Practical advice to get the most out of this tool, based on how experienced users actually work with it.

1

Run the explorer with your competitor's product category names as seed terms. You will discover the long-tail variations their category pages rank for, revealing keyword clusters you can target with your own competing content.

2

When evaluating keyword clusters, check whether the top-ranking page for the primary keyword also ranks for the cluster's secondary terms. If one page ranks for the whole cluster, that confirms a single comprehensive page can win — you do not need separate articles. If different pages rank for each term, the intent may be distinct enough to warrant separate content.

3

Prioritize rising-trend keywords even if their current volume is modest. A keyword with 500 monthly searches growing at 30% per quarter will outperform a stable keyword with 1,000 searches within a year — and you will face less competition because most researchers ignore low-current-volume terms.

Frequently Asked Questions

Quick answers to the most common questions about this tool.
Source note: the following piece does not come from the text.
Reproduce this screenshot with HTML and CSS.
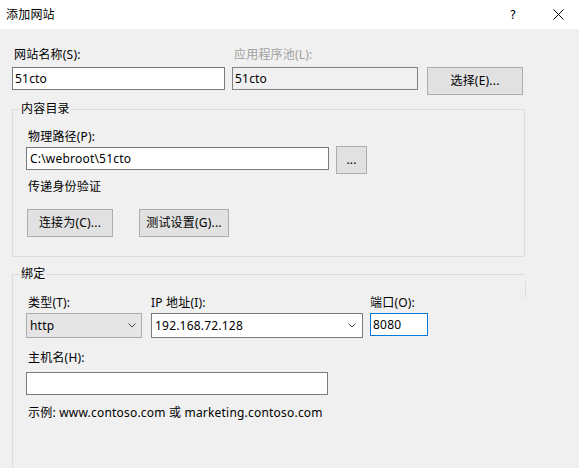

If your question isn't here, contact our support team.

What is semantic keyword clustering and why does it matter?
Semantic clustering groups keywords that share the same underlying search intent — 'best CRM for startups' and 'top CRM tools for small teams' both want the same type of content. Instead of creating two thin pages that compete with each other, clustering shows you can target both on a single comprehensive page. This builds topical authority and avoids the problem of multiple pages cannibalizing each other's rankings.
How accurate are the search volume numbers?
Search volume estimates provide reliable directional guidance for comparing relative opportunity between keywords rather than precise traffic forecasts. They represent monthly averages aggregated from multiple data sources. Use them to prioritize which terms to target first and which to deprioritize — not as exact predictions of the traffic your page will receive.
What keyword difficulty score should I target?
For new sites with zero domain authority, target keywords with difficulty scores under 30 to earn initial traffic. For established sites with moderate authority, difficulty 30-50 is achievable with well-structured content. Difficulty above 50 typically requires significant backlink investment. The key is matching your keyword targets to your domain's current authority level.
Can I use this for local SEO keyword research?
The keyword explorer surfaces search queries that include location-specific terms when your seed keywords contain geographic modifiers. For local SEO, include your city or region in the seed terms — 'plumber Chicago' instead of 'plumber' — to discover locally relevant keyword variations with less competition than broad national terms.
How often should I re-research keywords?
Re-run the explorer quarterly for core topics. Search trends shift over time, new keyword opportunities emerge as user behavior and language evolve, and competition levels change as new content enters the SERP. A keyword cluster that was low-competition in January may be saturated by June.
Should I include question-based keywords in my strategy?
Yes. Question-based keywords ('how to X,' 'what is X,' 'why does X') often trigger featured snippet positions in search results. Targeting these with clearly formatted answers — bullet points, numbered lists, or direct declarative sentences — can place your content at position zero, above the traditional top result.
Is this keyword explorer tool free to use?
Yes, the keyword explorer is completely free. You can discover keywords, check search volume, analyze competition levels, and explore trend data without creating an account or entering payment information.
What is the difference between Keywords Explorer 2.0 and other keyword tools?
Keywords Explorer 2.0 refers to the updated generation of keyword research tools that include semantic clustering and trend analysis alongside traditional volume and difficulty metrics. This free keyword explorer provides the same core capabilities — volume estimation, competition scoring, and cluster grouping — without the subscription cost.